Examples: Don’t Starve launched single-player and later added Don’t Starve Together. Terraria started solo and added multiplayer mid-development. Valheim built its core experience, then refined multiplayer based on player feedback.

Considerations: Adding multiplayer post-launch requires planning. Your architecture should accommodate future networking, even if not implemented initially. This prevents costly rewrites when adding multiplayer later.

Conclusion

The single-player versus multiplayer decision isn’t about which is better – it’s about which serves your specific game, team, and resources. Single-player offers predictability, lower technical barriers, and freedom from population dependence. Multiplayer provides unlimited replayability, network effects, and ongoing engagement but demands significant resources and long-term commitment.

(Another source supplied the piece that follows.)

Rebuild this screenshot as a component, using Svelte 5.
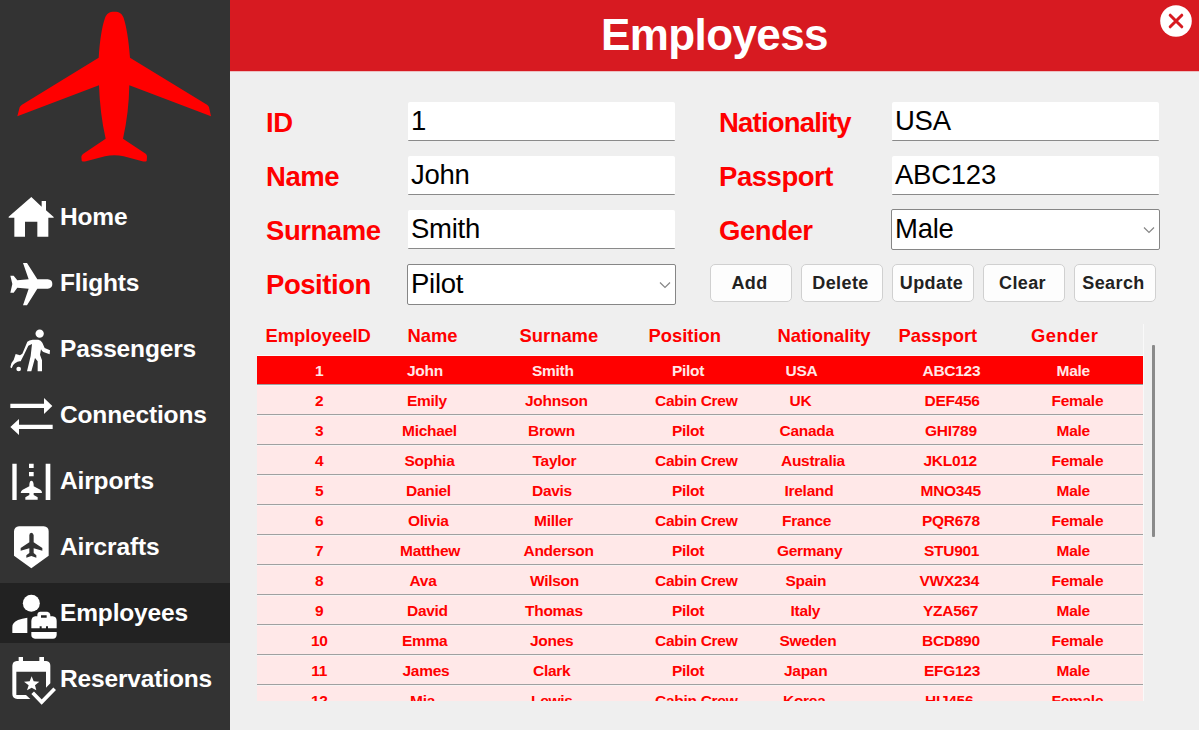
<script>
  const menu = [
    { label: 'Home', icon: 'home', y: 21 },
    { label: 'Flights', icon: 'flights', y: 219 },
    { label: 'Passengers', icon: 'passengers', y: -3 },
    { label: 'Connections', icon: 'connections', y: 195 },
    { label: 'Airports', icon: 'airports', y: 3 },
    { label: 'Aircrafts', icon: 'aircrafts', y: 201 },
    { label: 'Employees', icon: 'employees', y: 24, active: true },
    { label: 'Reservations', icon: 'reservations', y: 222 }
  ];

  const buttons = ['Add', 'Delete', 'Update', 'Clear', 'Search'];
  const headers = ['EmployeeID', 'Name', 'Surname', 'Position', 'Nationality', 'Passport', 'Gender'];

  // Each cell is [text, indent inside its column].
  const people = [
    [['John', 7], ['Smith', 12], 'Pilot', ['USA', 9], ['ABC123', 23], 'Male'],
    [['Emily', 7], ['Johnson', 5], 'Cabin Crew', ['UK', 13], ['DEF456', 25], 'Female'],
    [['Michael', 2], ['Brown', 8], 'Pilot', ['Canada', 3], ['GHI789', 25.5], 'Male'],
    [['Sophia', 4.5], ['Taylor', 12.5], 'Cabin Crew', ['Australia', 4.5], ['JKL012', 24], 'Female'],
    [['Daniel', 6], ['Davis', 12], 'Pilot', ['Ireland', 8], ['MNO345', 21], 'Male'],
    [['Olivia', 8], ['Miller', 14], 'Cabin Crew', ['France', 5.5], ['PQR678', 22.5], 'Female'],
    [['Matthew', 0], ['Anderson', 3.5], 'Pilot', ['Germany', 0.5], ['STU901', 24.5], 'Male'],
    [['Ava', 9.5], ['Wilson', 10], 'Cabin Crew', ['Spain', 9], ['VWX234', 20], 'Female'],
    [['David', 7], ['Thomas', 5], 'Pilot', ['Italy', 14], ['YZA567', 23.5], 'Male'],
    [['Emma', 2], ['Jones', 10], 'Cabin Crew', ['Sweden', 3], ['BCD890', 22.5], 'Female'],
    [['James', 2.5], ['Clark', 13], 'Pilot', ['Japan', 7.5], ['EFG123', 24.5], 'Male'],
    [['Mia', 10], ['Lewis', 11], 'Cabin Crew', ['Korea', 6.5], ['HIJ456', 25.5], 'Female']
  ];
</script>

<div class="app">
  <aside>
    <svg class="logo" viewBox="0 0 690 540">
      <path fill="#f00" d="M343 35C358 35 366 40 371 54C380 82 386 122 390 173L621 314Q626 317 627 322L633 349L388 256C387 310 381 365 369 416L437 461Q441 464 441 470L440 483Q436 486 427 484L371 469Q343 463 315 469L258 484Q248 486 245 482L244 470Q245 465 249 462L317 416C305 365 299 310 297 256L52 349L59 322Q61 317 66 314L296 173C300 122 305 82 315 54C320 40 328 35 343 35Z" />
    </svg>
    <nav>
      {#each menu as item}
        <a class="item" class:active={item.active}>
          <svg viewBox="0 {item.y} 180 180" fill="#fff">
            {#if item.icon === 'home'}
              <path d="M94 51L125 80V63H138V91L161 111V113H145V170H112V125H75V170H43V113H26V110Z" />
            {:else if item.icon === 'flights'}
              <path d="M69 249H81L112 298H143Q157 299 157 312Q157 325 143 326H112L81 376H69L86 326L52 323L41 338H31L37 312L31 287H41L52 301L86 298Z" />
            {:else if item.icon === 'passengers'}
              <circle cx="119" cy="41" r="12.5" />
              <path d="M82 65Q87 60 98 59L115 59Q123 60 127 68L134 84L150 91L149 103L130 96Q126 94 123 88L120 104L126 121V154H113V124L105 114L94 154H81L92 108L96 72L85 77L72 104L62 124Q55 122 45 130Q37 135 35 145L31 142Q33 127 41 120L47 102L60 106L67 101Z" />
              <circle cx="56" cy="147" r="7" />
            {:else if item.icon === 'connections'}
              <path d="M31 251H132V234L157 258L132 282V264H31ZM158 314H57V297L31 321L57 345V327H158Z" />
            {:else if item.icon === 'airports'}
              <path d="M37 41H50V150H37ZM137 41H151V150H137ZM87 41H101V54H87ZM87 66H101V79H87ZM88 104Q89 92 94 92Q100 92 101 104V109L121 119Q126 122 126 129H101V135L113 142V149H76V142L88 135V129H62Q63 122 68 119L88 109Z" />
            {:else if item.icon === 'aircrafts'}
              <path fill-rule="evenodd" d="M57 229H131Q146 230 146 244V317L94 355L42 317V244Q43 230 57 229ZM88 256V277L62 294V302L88 295V309L79 316V323L94 318L109 323V316L101 309V295L127 302V294L101 277V256Q100 248 94 248Q88 248 88 256Z" />
            {:else if item.icon === 'employees'}
              <circle cx="94" cy="85" r="25.5" />
              <path d="M82 128V174H37V157Q36 143 54 135Q66 130 82 128Z" />
              <path fill-rule="evenodd" d="M112 124V119Q113 110 121 110H142Q150 111 151 119V124H158Q170 125 170 138V160H144V154H138V160H125V154H119V160H94V138Q95 125 106 124ZM123 121V128H140V121ZM94 171H170V180Q169 191 159 191H105Q94 190 94 180Z" />
            {:else}
              <path fill-rule="evenodd" d="M56 246H69V258H118V246H132V258H139Q151 260 151 272V325L138 338V290H49V360H78L91 372H52Q37 371 37 357V272Q38 259 50 258H56Z" />
              <path d="M95 304L101 319L118 320L105 331L109 346L95 338L81 346L86 331L72 320L89 319Z" />
              <path d="M98 353L125 381L164 341" fill="none" stroke="#fff" stroke-width="11" />
            {/if}
          </svg>
          <span>{item.label}</span>
        </a>
      {/each}
    </nav>
  </aside>

  <main>
    <header>
      <h1>Employess</h1>
      <svg class="close" viewBox="0 0 32 32">
        <circle cx="16" cy="16" r="15.8" fill="#fff" />
        <path d="M10.2 10.2L21.8 21.8M21.8 10.2L10.2 21.8" stroke="#d71a21" stroke-width="3" stroke-linecap="round" />
      </svg>
    </header>

    <section class="form">
      <div class="fields">
        <div class="field"><label>ID</label><div class="input">1</div></div>
        <div class="field"><label>Name</label><div class="input">John</div></div>
        <div class="field"><label>Surname</label><div class="input">Smith</div></div>
        <div class="field">
          <label>Position</label>
          <div class="input select">Pilot
            <svg viewBox="0 0 12 8"><path d="M1 1.5L6 6.5L11 1.5" fill="none" stroke="#868686" stroke-width="1.2" /></svg>
          </div>
        </div>
      </div>
      <div class="fields right">
        <div class="field"><label class="tight">Nationality</label><div class="input">USA</div></div>
        <div class="field"><label>Passport</label><div class="input">ABC123</div></div>
        <div class="field">
          <label>Gender</label>
          <div class="input select up">Male
            <svg viewBox="0 0 12 8"><path d="M1 1.5L6 6.5L11 1.5" fill="none" stroke="#868686" stroke-width="1.2" /></svg>
          </div>
        </div>
        <div class="buttons">
          {#each buttons as b}<button>{b}</button>{/each}
        </div>
      </div>
    </section>

    <section class="tablewrap">
      <div class="table">
        <div class="head">
          {#each headers as h}<span class:narrow={h === 'Nationality'} class:wide={h === 'Gender'}>{h}</span>{/each}
        </div>
        {#each people as p, i}
          <div class="row" class:selected={i === 0}>
            <span class="num">{i + 1}</span>
            {#each p as cell}
              {#if Array.isArray(cell)}
                <span style="padding-left:{cell[1]}px">{cell[0]}</span>
              {:else}
                <span class={cell === 'Pilot' ? 'pilot' : cell === 'Male' ? 'male' : ''}>{cell}</span>
              {/if}
            {/each}
          </div>
        {/each}
      </div>
      <div class="scroll"></div>
    </section>
  </main>
</div>

<style>
  :global(body) { margin: 0; background: #efefef; }
  .app {
    display: flex;
    width: 1199px;
    height: 730px;
    overflow: hidden;
    background: #efefef;
    font-family: "Liberation Sans", Arial, sans-serif;
  }
  aside { width: 230px; flex: none; background: #333; }
  .logo { display: block; width: 230px; height: 180px; }
  nav { display: flex; flex-direction: column; gap: 6px; padding-top: 7px; }
  .item {
    display: flex;
    height: 60px;
    line-height: 60px;
    color: #fff;
    font-size: 24.5px;
    font-weight: bold;
    letter-spacing: -0.15px;
  }
  .item.active { background: #222; }
  .item svg { width: 60px; height: 60px; flex: none; }

  main { flex: 1; min-width: 0; }
  header {
    position: relative;
    height: 72px;
    background: #d71a21;
    border-bottom: 1px solid #ecbfc1;
    box-sizing: border-box;
    display: flex;
    justify-content: center;
  }
  h1 { margin: 0; color: #fff; font-size: 44px; line-height: 70px; letter-spacing: -0.6px; }
  .close { position: absolute; right: 7px; top: 5px; width: 32px; height: 32px; }

  .form { display: flex; padding: 30px 0 0 36px; height: 220px; box-sizing: border-box; }
  .fields { width: 453px; display: flex; flex-direction: column; }
  .right { width: 480px; }
  .field { display: flex; height: 54px; flex: none; }
  label {
    width: 142px;
    color: #f00;
    font-size: 27.5px;
    font-weight: bold;
    line-height: 41px;
    letter-spacing: -0.45px;
  }
  .right label { width: 173px; }
  label.tight { letter-spacing: -0.8px; }
  .input {
    width: 267px;
    height: 39px;
    box-sizing: border-box;
    padding-left: 3px;
    background: #fff;
    border-bottom: 1px solid #8a8a8a;
    color: #000;
    font-size: 27.5px;
    line-height: 37px;
    letter-spacing: -0.25px;
    border-radius: 2px 2px 1px 1px;
  }
  .select {
    display: flex;
    justify-content: space-between;
    width: 269px;
    height: 41px;
    margin: 0 0 0 -1px;
    border: 1px solid #868686;
    border-radius: 2px;
  }
  .up { margin-top: -1px; }
  .select svg { width: 12px; height: 8px; margin: 16px 4px 0 0; }
  .buttons { display: flex; gap: 9px; margin-left: -9px; }
  button {
    width: 82px;
    height: 38px;
    padding: 0 3px 0 0;
    border: 1px solid #d0d0d0;
    border-radius: 5px;
    background: #fdfdfd;
    color: #222;
    font: bold 18px "Liberation Sans", Arial, sans-serif;
    letter-spacing: 0.4px;
  }

  .tablewrap { display: flex; padding: 32px 0 0 27px; }
  .table {
    width: 886px;
    height: 377px;
    overflow: hidden;
    border-right: 1px solid #f9f9f9;
    color: #f00;
    font-weight: bold;
  }
  .head, .row { display: grid; white-space: nowrap; }
  .head {
    grid-template-columns: 142px 112px 129px 129px 121px 132.5px 1fr;
    height: 31px;
    padding-left: 8.5px;
    border-bottom: 1px solid #fbfbfb;
    font-size: 18.4px;
    line-height: 24px;
  }
  .narrow { letter-spacing: -0.1px; }
  .wide { letter-spacing: 0.5px; }
  .row {
    grid-template-columns: 143px 120px 135px 121.5px 123px 152px 1fr;
    height: 28px;
    border-bottom: 1px solid #a0a0a0;
    box-shadow: 0 1px #f7f3f3;
    margin-bottom: 1px;
    background: #ffe8e8;
    font-size: 15.5px;
    line-height: 30px;
    letter-spacing: -0.28px;
  }
  .num { width: 124.5px; text-align: center; }
  .pilot { padding-left: 17px; }
  .male { padding-left: 5px; }
  .selected { background: #f00; color: #ffe8e8; }
  .scroll { width: 3px; height: 192px; margin: 21px 0 0 8px; background: #8a8a8a; border-radius: 1px; }
</style>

Start with what you can deliver excellently. A polished single-player experience that resonates with players beats a compromised multiplayer game launching to empty servers. Success in single-player can fund multiplayer additions later. Failure in multiplayer often means no second chances.

FAQs

1. Can I add multiplayer to my game after launching single-player? 

Yes, many successful games launched single-player first and added multiplayer later (Don’t Starve Together, Terraria). This validates your core concept and builds an audience before tackling multiplayer complexity. However, plan your architecture to accommodate future networking to avoid costly rewrites.

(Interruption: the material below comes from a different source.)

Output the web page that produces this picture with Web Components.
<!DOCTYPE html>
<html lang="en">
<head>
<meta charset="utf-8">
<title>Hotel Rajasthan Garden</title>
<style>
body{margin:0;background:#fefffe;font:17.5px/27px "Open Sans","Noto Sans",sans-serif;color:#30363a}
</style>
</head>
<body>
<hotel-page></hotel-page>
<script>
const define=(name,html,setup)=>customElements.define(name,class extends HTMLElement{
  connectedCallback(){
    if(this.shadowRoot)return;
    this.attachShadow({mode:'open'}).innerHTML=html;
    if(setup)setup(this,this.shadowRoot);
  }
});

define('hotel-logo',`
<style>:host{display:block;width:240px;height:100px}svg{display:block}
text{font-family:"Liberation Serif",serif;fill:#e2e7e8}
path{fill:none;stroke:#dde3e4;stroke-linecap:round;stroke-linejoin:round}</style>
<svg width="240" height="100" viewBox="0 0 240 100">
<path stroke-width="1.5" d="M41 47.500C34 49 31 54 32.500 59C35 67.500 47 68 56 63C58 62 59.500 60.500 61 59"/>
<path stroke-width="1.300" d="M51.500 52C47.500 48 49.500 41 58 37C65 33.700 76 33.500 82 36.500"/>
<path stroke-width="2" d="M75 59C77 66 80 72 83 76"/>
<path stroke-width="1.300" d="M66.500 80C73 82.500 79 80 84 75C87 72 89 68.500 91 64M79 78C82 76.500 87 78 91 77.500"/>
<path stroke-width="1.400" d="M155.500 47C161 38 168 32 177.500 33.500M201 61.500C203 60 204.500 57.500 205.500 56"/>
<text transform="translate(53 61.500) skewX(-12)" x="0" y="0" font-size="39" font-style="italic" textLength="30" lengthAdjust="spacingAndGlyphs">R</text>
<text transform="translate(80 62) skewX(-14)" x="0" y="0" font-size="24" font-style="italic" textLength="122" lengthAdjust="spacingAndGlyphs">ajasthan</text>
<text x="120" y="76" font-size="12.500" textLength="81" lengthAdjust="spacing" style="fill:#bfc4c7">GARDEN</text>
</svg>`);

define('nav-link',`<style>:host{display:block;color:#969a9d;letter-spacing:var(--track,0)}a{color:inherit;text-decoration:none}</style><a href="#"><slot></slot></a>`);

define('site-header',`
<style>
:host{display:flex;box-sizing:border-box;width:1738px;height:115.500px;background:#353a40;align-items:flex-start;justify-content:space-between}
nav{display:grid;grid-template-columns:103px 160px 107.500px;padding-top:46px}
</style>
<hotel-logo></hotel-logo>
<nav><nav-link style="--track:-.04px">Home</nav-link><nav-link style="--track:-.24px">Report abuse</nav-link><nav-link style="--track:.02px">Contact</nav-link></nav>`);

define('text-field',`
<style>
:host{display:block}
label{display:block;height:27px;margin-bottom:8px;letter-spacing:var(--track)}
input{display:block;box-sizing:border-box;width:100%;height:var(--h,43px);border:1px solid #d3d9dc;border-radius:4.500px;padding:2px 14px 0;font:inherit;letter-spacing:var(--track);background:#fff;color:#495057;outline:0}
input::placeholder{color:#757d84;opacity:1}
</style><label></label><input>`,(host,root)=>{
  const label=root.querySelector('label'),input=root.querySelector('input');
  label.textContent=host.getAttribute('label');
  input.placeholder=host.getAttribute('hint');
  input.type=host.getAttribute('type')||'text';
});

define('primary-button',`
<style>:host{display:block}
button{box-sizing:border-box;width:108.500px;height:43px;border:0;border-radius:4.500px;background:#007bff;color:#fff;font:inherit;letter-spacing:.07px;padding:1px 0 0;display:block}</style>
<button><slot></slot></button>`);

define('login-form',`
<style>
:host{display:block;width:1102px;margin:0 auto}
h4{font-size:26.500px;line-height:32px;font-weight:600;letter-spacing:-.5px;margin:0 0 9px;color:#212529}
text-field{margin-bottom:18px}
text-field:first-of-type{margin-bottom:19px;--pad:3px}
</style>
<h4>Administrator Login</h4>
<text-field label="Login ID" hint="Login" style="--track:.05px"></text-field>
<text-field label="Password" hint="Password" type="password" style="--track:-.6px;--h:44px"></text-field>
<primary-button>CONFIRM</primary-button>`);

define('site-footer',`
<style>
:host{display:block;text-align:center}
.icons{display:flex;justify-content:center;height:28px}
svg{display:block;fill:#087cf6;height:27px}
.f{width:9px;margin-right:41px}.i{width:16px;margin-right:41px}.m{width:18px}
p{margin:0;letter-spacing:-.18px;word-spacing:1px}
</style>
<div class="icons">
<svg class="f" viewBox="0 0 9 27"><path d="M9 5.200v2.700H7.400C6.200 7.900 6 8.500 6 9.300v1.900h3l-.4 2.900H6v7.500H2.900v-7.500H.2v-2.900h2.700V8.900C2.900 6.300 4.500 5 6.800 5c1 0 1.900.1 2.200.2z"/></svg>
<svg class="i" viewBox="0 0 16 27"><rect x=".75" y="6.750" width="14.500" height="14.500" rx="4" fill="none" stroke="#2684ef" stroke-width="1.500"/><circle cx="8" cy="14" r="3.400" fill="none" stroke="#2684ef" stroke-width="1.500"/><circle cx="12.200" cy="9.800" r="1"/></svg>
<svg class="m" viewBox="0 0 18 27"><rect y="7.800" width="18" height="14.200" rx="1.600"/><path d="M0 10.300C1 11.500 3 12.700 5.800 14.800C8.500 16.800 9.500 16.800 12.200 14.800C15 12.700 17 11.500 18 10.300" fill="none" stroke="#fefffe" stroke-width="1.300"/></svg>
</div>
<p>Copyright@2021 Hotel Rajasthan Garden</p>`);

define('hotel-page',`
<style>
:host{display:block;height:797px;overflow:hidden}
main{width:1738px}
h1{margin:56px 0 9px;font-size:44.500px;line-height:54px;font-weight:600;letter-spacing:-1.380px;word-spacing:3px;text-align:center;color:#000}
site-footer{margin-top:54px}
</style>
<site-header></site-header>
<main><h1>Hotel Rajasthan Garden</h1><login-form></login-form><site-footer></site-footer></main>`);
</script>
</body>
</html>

2. What’s the biggest risk of launching a multiplayer game? 

The multiplayer death spiral – launching without sufficient player population means empty lobbies, long wait times, and unbalanced matches, which drives away the few players you have, preventing new players from joining. This creates a self-reinforcing failure that’s nearly impossible to reverse.

3. What are the top mobile games with the best multiplayer modes? 

The best mobile multiplayer games include PUBG Mobile and Call of Duty: Mobile for battle royale shooters, Brawl Stars for quick 3v3 battles, and Clash Royale for strategic card duels. Among Us offers social deduction gameplay, while Genshin Impact provides co-op RPG experiences. Mobile Legends: Bang Bang leads in MOBA 5v5 matches, Asphalt 9: Legends delivers real-time racing, and Minecraft enables creative multiplayer building. Pokémon GO stands out for location-based raids and community events. The best depends on your preference as well, such as shooters, strategy, party games, or cooperative adventures.

4. What are the top survival games with the best multiplayer?

Valheim leads with Viking-themed co-op survival, supporting up to 10 players in procedurally generated worlds. Rust offers hardcore PvP survival where players build bases and compete for resources on persistent servers. ARK: Survival Evolved combines survival with dinosaur taming in massive multiplayer environments. The Forest delivers cooperative horror survival with up to 8 players fighting cannibals. 7 Days to Die blends survival with zombie defense and base building. DayZ provides intense, realistic survival with emergent player interactions. Raft offers lighter cooperative survival building on ocean expanses, while Don’t Starve Together brings challenging survival with a Tim Burton-esque art style. Minecraft remains a survival multiplayer classic with endless creative possibilities. The best choice depends on whether you prefer cooperative PvE experiences (Valheim, The Forest) or competitive PvP survival (Rust, DayZ).

5. What’s asynchronous multiplayer, and is it a good compromise? 

Asynchronous multiplayer creates social elements without real-time interaction, like Dark Souls’ messages, racing game ghosts, or shared leaderboards. It provides community connection without matchmaking, live servers, or population dependence, offering a middle ground between pure single-player and full multiplayer complexity.